** start STORED ROWS **
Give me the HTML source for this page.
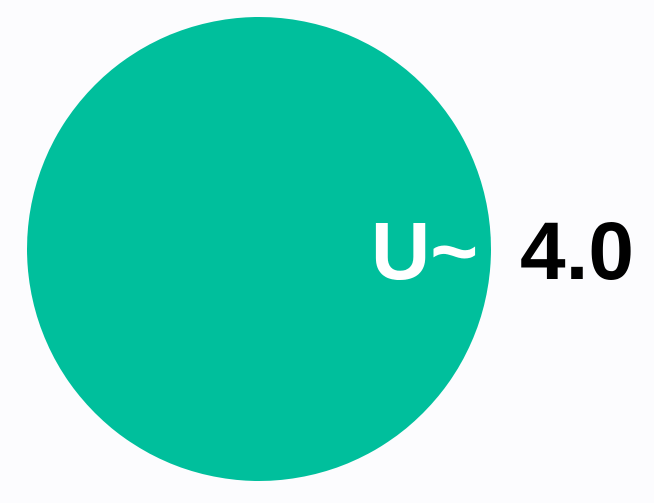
<!DOCTYPE html>
<html><head><style>
html,body{margin:0;padding:0;width:654px;height:503px;background:#fcfcfe;overflow:hidden;position:relative}
.c{position:absolute;left:27px;top:17px;width:464px;height:464px;border-radius:50%;background:#00bf9c}
.t{position:absolute;top:0;font-family:"Liberation Sans",sans-serif;font-weight:bold;font-size:82px;line-height:1;white-space:nowrap}
</style></head><body>
<div class="c"></div>
<div class="t" style="left:371px;top:211px;color:#fff">U~</div>
<div class="t" style="left:520px;top:211px;color:#000">4.0</div>
</body></html>
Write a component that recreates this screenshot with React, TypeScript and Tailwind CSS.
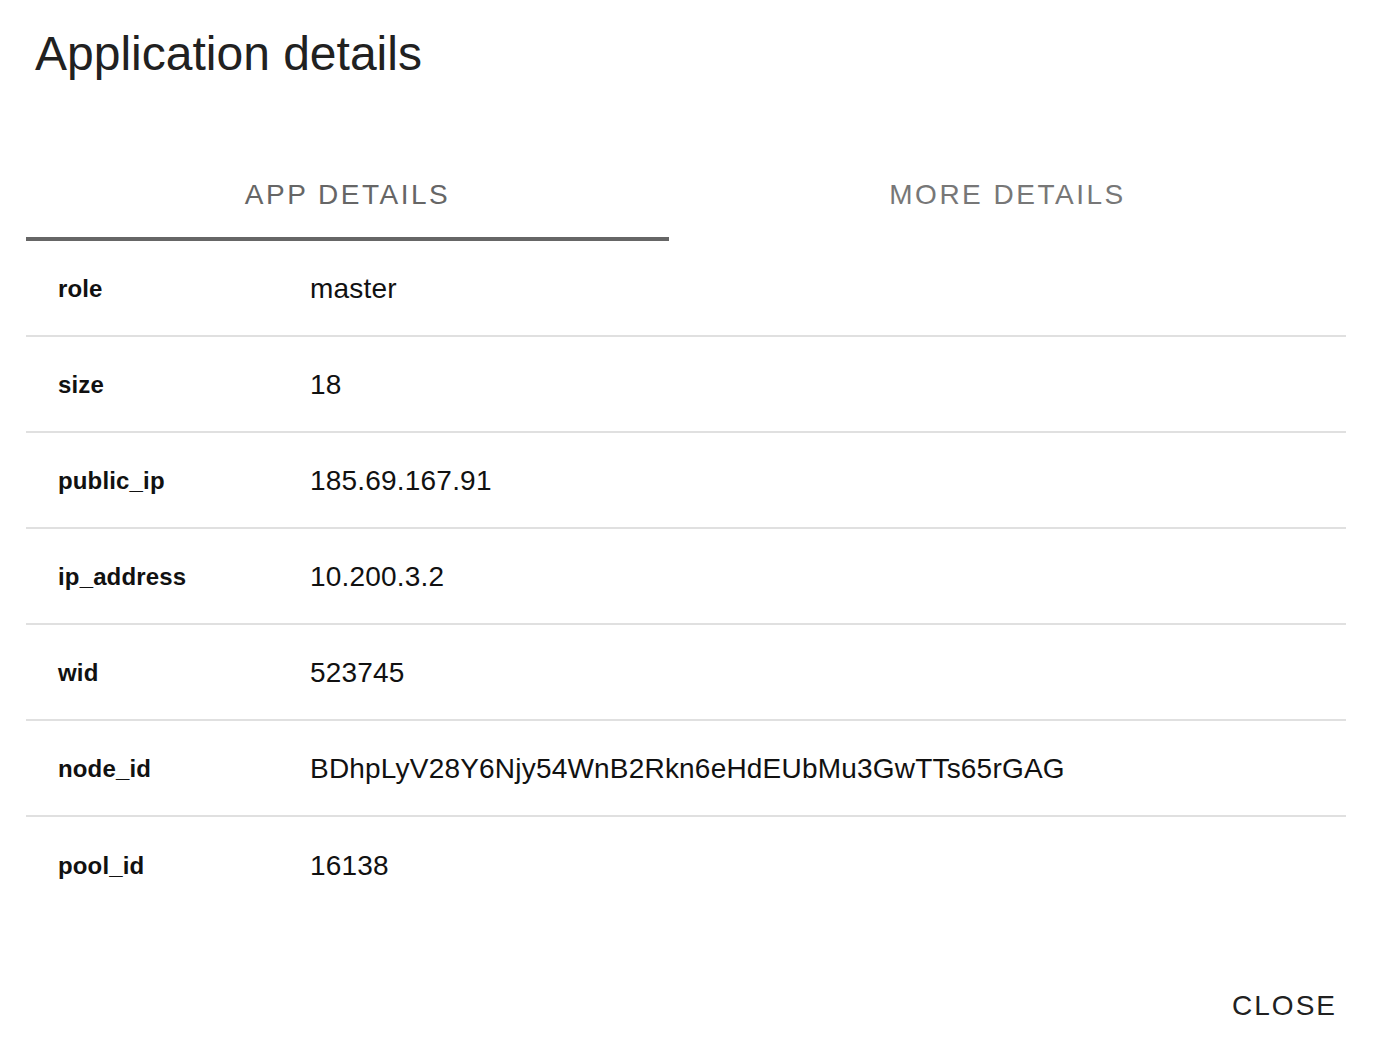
** end STORED ROWS **
## WHAT YOU WILL DO
Output the full set of records above without changing a word, and drop the images.

## RESPONSE TO THIS TASK
Give me the HTML source for this page.
<!DOCTYPE html>
<html><head><style>
html,body{margin:0;padding:0;width:654px;height:503px;background:#fcfcfe;overflow:hidden;position:relative}
.c{position:absolute;left:27px;top:17px;width:464px;height:464px;border-radius:50%;background:#00bf9c}
.t{position:absolute;top:0;font-family:"Liberation Sans",sans-serif;font-weight:bold;font-size:82px;line-height:1;white-space:nowrap}
</style></head><body>
<div class="c"></div>
<div class="t" style="left:371px;top:211px;color:#fff">U~</div>
<div class="t" style="left:520px;top:211px;color:#000">4.0</div>
</body></html>
Write a component that recreates this screenshot with React, TypeScript and Tailwind CSS.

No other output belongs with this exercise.